A contemporary basketry hat by Haida artists Primrose Adams and Robert Davidson. This collaborative work continues the long Northwest Coast tradition of woven and painted basketry rain hats. Both makers, the weaver and the painter, are recognized as contemporary masters of their respective arts. The painted image represents a shark, one of the important clan emblems of the Haida people. Its highly stylized, precisely painted figure is adjusted perfectly to fit the hat’s finely woven, conical form.
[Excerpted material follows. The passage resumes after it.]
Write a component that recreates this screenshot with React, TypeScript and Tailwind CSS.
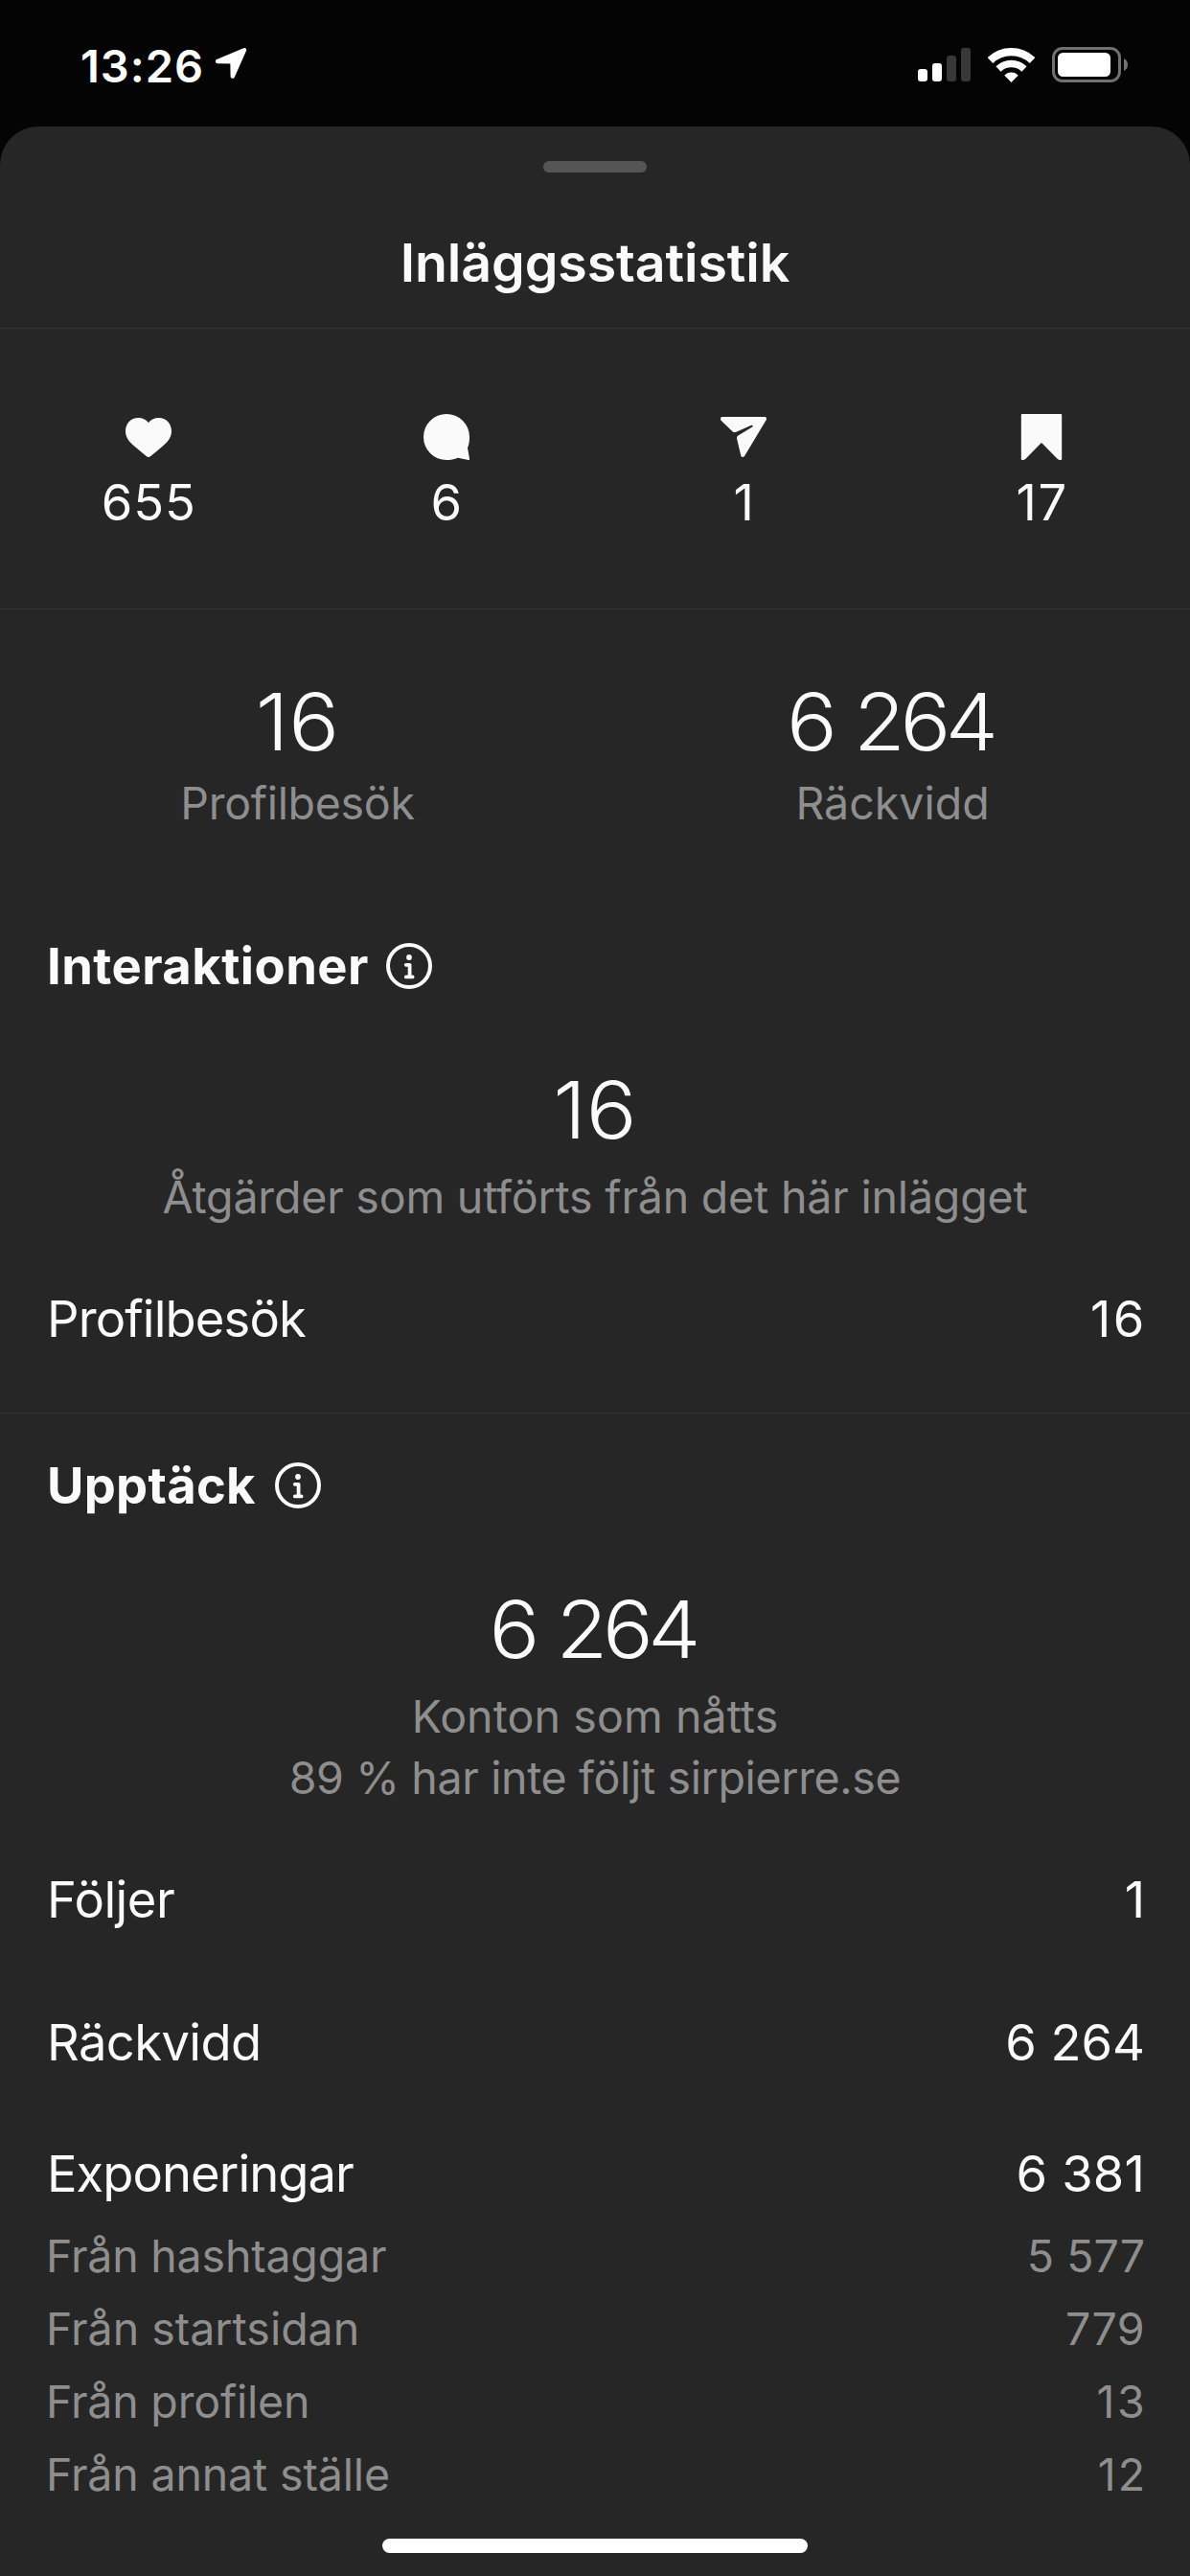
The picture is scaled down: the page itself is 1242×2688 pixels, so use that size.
import type { ReactNode } from "react";

function LocationArrow() {
  return (
    <svg viewBox="0 0 34 34" className="h-[34px] w-[34px]" fill="#fff" stroke="#fff" strokeWidth="4.4" strokeLinejoin="round">
      <path d="M3 15 L31 3.2 L18.8 30.6 L18.5 15.2 Z" />
    </svg>
  );
}

function Signal() {
  return (
    <div className="flex items-end gap-[5px]">
      <span className="h-[13px] w-[10px] rounded-[3px] bg-white" />
      <span className="h-[19px] w-[10px] rounded-[3px] bg-white" />
      <span className="h-[27px] w-[10px] rounded-[3px] bg-[#383838]" />
      <span className="h-[35px] w-[10px] rounded-[3px] bg-[#383838]" />
    </div>
  );
}

function Wifi() {
  return (
    <svg viewBox="0 0 49 36" className="h-[36px] w-[49px]" fill="none" stroke="#fff">
      <path d="M2.4 13.1 A31.8 31.8 0 0 1 46.6 13.1" strokeWidth="8.2" />
      <path d="M11 22 A19.4 19.4 0 0 1 38 22" strokeWidth="7.4" />
      <path d="M24.5 36 L17.6 29.1 Q17.2 28.4 17.9 27.9 A10.5 10.5 0 0 1 31.1 27.9 Q31.8 28.4 31.4 29.1 Z" fill="#fff" stroke="none" />
    </svg>
  );
}

function Battery() {
  return (
    <svg viewBox="0 0 79 37" className="h-[37px] w-[79px]">
      <rect x="1.5" y="1.5" width="69" height="34" rx="9.5" fill="none" stroke="#717171" strokeWidth="3" />
      <rect x="6" y="6" width="55" height="25" rx="5.5" fill="#fff" />
      <path d="M75 12 Q79 14 79 18.5 Q79 23 75 25 Z" fill="#717171" />
    </svg>
  );
}

function Heart() {
  return (
    <svg viewBox="0 0 48 48" className="size-12" fill="#fafafa">
      <path d="M24 9 C26.8 5.5 30.5 4 34.5 4 C42.5 4 48 10 48 18 C48 25 43.5 29.5 38 34.3 L26 44.3 Q24 45.7 22 44.3 L10 34.3 C4.5 29.5 0 25 0 18 C0 10 5.5 4 13.5 4 C17.5 4 21.2 5.5 24 9 Z" />
    </svg>
  );
}

function Comment() {
  return (
    <svg viewBox="0 0 48 48" className="size-12" fill="#fafafa">
      <path d="M48 24 C48 28 47.6 32 46 35.2 L48 46.8 Q48.2 48.2 46.8 48 L36 45.7 C32 47.4 28 48 24 48 A24 24 0 1 1 48 24 Z" />
    </svg>
  );
}

function Share() {
  return (
    <svg viewBox="0 0 48 48" className="size-12" fill="#fafafa">
      <path d="M1.6 3 H46.4 Q48 3 48 4.8 Q48 5.8 47.5 6.6 L25 43.9 Q24.2 45 22.9 45 Q21.6 45 21.3 43.6 L17 25.5 Q16.8 23.6 18.4 22.6 L33.2 13.4 Q34 12.7 33.6 12.1 Q33.2 11.5 32.2 11.8 L16.4 18.8 Q14.3 19.5 12.7 18.4 L0.8 6.9 Q0 6 0 4.8 Q0 3 1.6 3 Z" />
    </svg>
  );
}

function Bookmark() {
  return (
    <svg viewBox="0 0 48 48" className="size-12" fill="#fafafa">
      <path d="M3.8 0 H44.2 Q45.2 0 45.2 1 V47 Q45.2 48 44.2 48 H42.6 L40.8 47 L24.6 30.4 Q24 29.9 23.4 30.4 L7.2 47 L5.4 48 H3.8 Q2.8 48 2.8 47 V1 Q2.8 0 3.8 0 Z" />
    </svg>
  );
}

function Info() {
  return (
    <svg viewBox="0 0 48 48" className="size-12" fill="none" stroke="#fafafa" strokeLinecap="round" strokeLinejoin="round">
      <circle cx="24" cy="24" r="22" strokeWidth="4" />
      <circle cx="24" cy="15" r="2.9" fill="#fafafa" stroke="none" />
      <path d="M20.8 22.8 H24.6 V35.4 M20.8 35.4 H27.6" strokeWidth="3.8" />
    </svg>
  );
}

function Count({ icon, children }: { icon: ReactNode; children: ReactNode }) {
  return (
    <div className="flex flex-col items-center gap-[14px]">
      {icon}
      <div className="text-[52.5px] leading-[60px]">{children}</div>
    </div>
  );
}

function BigNumber({ children }: { children: ReactNode }) {
  return <div className="scale-x-107 pt-px text-center text-[82px] leading-[95px] font-light">{children}</div>;
}

function Reach() {
  return <span className="mr-[5px] tracking-[-5px] [word-spacing:3px]">6 264</span>;
}

function Heading({ children }: { children: ReactNode }) {
  return (
    <div className="flex h-16 items-center pr-12 pl-[49px]">
      {children}
      <Info />
    </div>
  );
}

function Row({ children }: { children: ReactNode }) {
  return <div className="flex h-16 items-center justify-between pr-[47px] pl-[49px] text-[52.5px]">{children}</div>;
}

function SubRow({ children }: { children: ReactNode }) {
  return (
    <div className="flex h-[76px] items-center justify-between pr-[47px] pl-12 text-[46.5px] text-[#8e8e8e]">{children}</div>
  );
}

export default function App() {
  return (
    <div className="h-[2688px] w-[1242px] overflow-hidden bg-[#040404] font-['Inter','Liberation_Sans',sans-serif] whitespace-nowrap text-[#fafafa]">
      <div className="flex h-[132px] items-center pr-[65px] pl-[84px] text-white">
        <span className="mt-1 w-[128px] text-[47px] leading-none font-semibold tracking-[1px]">13:26</span>
        <span className="ml-[12px]">
          <LocationArrow />
        </span>
        <div className="mt-[3px] ml-auto flex items-center gap-[18px]">
          <Signal />
          <Wifi />
          <Battery />
        </div>
      </div>

      <div className="h-[2556px] rounded-t-[40px] bg-[#262626]">
        <header className="flex h-[211px] flex-col items-center border-b border-[#363636] pt-9">
          <div className="h-3 w-[108px] rounded-full bg-[#555]" />
          <h1 className="mt-[58px] text-[55.5px] leading-[72px] font-semibold tracking-[-0.1px]">Inläggsstatistik</h1>
        </header>

        <section className="grid h-[293px] grid-cols-4 border-b border-[#363636] pt-[89px]">
          <Count icon={<Heart />}>
            <span className="tracking-[0.8px]">655</span>
          </Count>
          <Count icon={<Comment />}>6</Count>
          <Count icon={<Share />}>1</Count>
          <Count icon={<Bookmark />}>
            <span className="-mr-[2px] tracking-[1.6px]">17</span>
          </Count>
        </section>

        <section className="grid grid-cols-2 pt-[69px] text-center">
          <div>
            <BigNumber>16</BigNumber>
            <div className="mt-[7px] text-[46.5px] leading-[60px] tracking-[-0.3px] text-[#8e8e8e]">Profilbesök</div>
          </div>
          <div>
            <BigNumber>
              <Reach />
            </BigNumber>
            <div className="mt-[7px] text-[46.5px] leading-[60px] text-[#8e8e8e]">Räckvidd</div>
          </div>
        </section>

        <section className="mt-[108px] border-b border-[#363636] pb-[66px]">
          <Heading>
            <h2 className="w-[354px] text-[52.5px] font-bold tracking-[0.45px]">Interaktioner</h2>
          </Heading>
          <div className="mt-[70px]">
            <BigNumber>16</BigNumber>
          </div>
          <p className="mt-[11px] text-center text-[46.5px] leading-[64px] tracking-[-0.18px] text-[#8e8e8e]">
            Åtgärder som utförts från det här inlägget
          </p>
          <div className="mt-[63px]">
            <Row>
              <span className="tracking-[-0.87px]">Profilbesök</span>
              <span className="-mr-[2px] tracking-[2.6px]">16</span>
            </Row>
          </div>
        </section>

        <section className="pt-[43px]">
          <Heading>
            <h2 className="w-[238px] text-[52.5px] font-bold tracking-[0.26px]">Upptäck</h2>
          </Heading>
          <div className="mt-[70px]">
            <BigNumber>
              <Reach />
            </BigNumber>
          </div>
          <div className="mt-[11px] text-center text-[46.5px] leading-[64px] text-[#8e8e8e]">
            <p className="tracking-[0.1px]">Konton som nåtts</p>
            <p className="tracking-[-0.35px]">89 % har inte följt sirpierre.se</p>
          </div>
          <div className="mt-[63px]">
            <Row>
              <span className="tracking-[-0.5px]">Följer</span>
              <span>1</span>
            </Row>
          </div>
          <div className="mt-[85px]">
            <Row>
              <span className="tracking-[-0.6px]">Räckvidd</span>
              <span>6 264</span>
            </Row>
          </div>
          <div className="mt-[73px]">
            <Row>
              <span className="tracking-[-0.95px]">Exponeringar</span>
              <span className="tracking-[0.2px]">6 381</span>
            </Row>
          </div>
          <div className="mt-[17px]">
            <SubRow>
              <span className="tracking-[-0.19px]">Från hashtaggar</span>
              <span>5 577</span>
            </SubRow>
            <SubRow>
              <span>Från startsidan</span>
              <span className="tracking-[0.4px]">779</span>
            </SubRow>
            <SubRow>
              <span className="tracking-[-0.18px]">Från profilen</span>
              <span className="-mr-[2px] tracking-[2.4px]">13</span>
            </SubRow>
            <SubRow>
              <span className="tracking-[-0.15px]">Från annat ställe</span>
              <span className="-mr-[2px] tracking-[2px]">12</span>
            </SubRow>
          </div>
        </section>

        <div className="mx-auto mt-[28px] h-[15px] w-[444px] rounded-full bg-white" />
      </div>
    </div>
  );
}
American Indian Art at the Nelson-Atkins
The Nelson-Atkins has exhibited American Indian art since its inception in 1933, a time when few art museums were featuring this material. The new galleries underscore the Museum’s long-term commitment with the display of its early acquisitions from the George Gustav Heye collection in New York and the Fred Harvey Company, in addition to important gifts throughout the Museum’s ensuing 75-year history.
Torrence built on the rich foundations of these early acquisitions and has led the Department in a significant expansion, bringing in new works from private collections, dealers and Native artists to join the Museum’s already distinguished collection.
Each of the new galleries bears the name of principal supporters of this effort: John and Marilyn McConnell, John A. and Patricia Morgan, and Fred and Virginia Merrill.
Previously the American Indian galleries were located within about 1,500 square feet on the third floor of the Nelson-Atkins. The new galleries are located in space previously occupied by the Modern & Contemporary galleries, which were moved to the Bloch Building when the expansion opened in 2007.
With these new galleries, the Nelson-Atkins assumes a leadership role in the promotion and display of American Indian objects as works of fine art, extending the tradition of the institution’s landmark 1977 exhibition, Sacred Circles.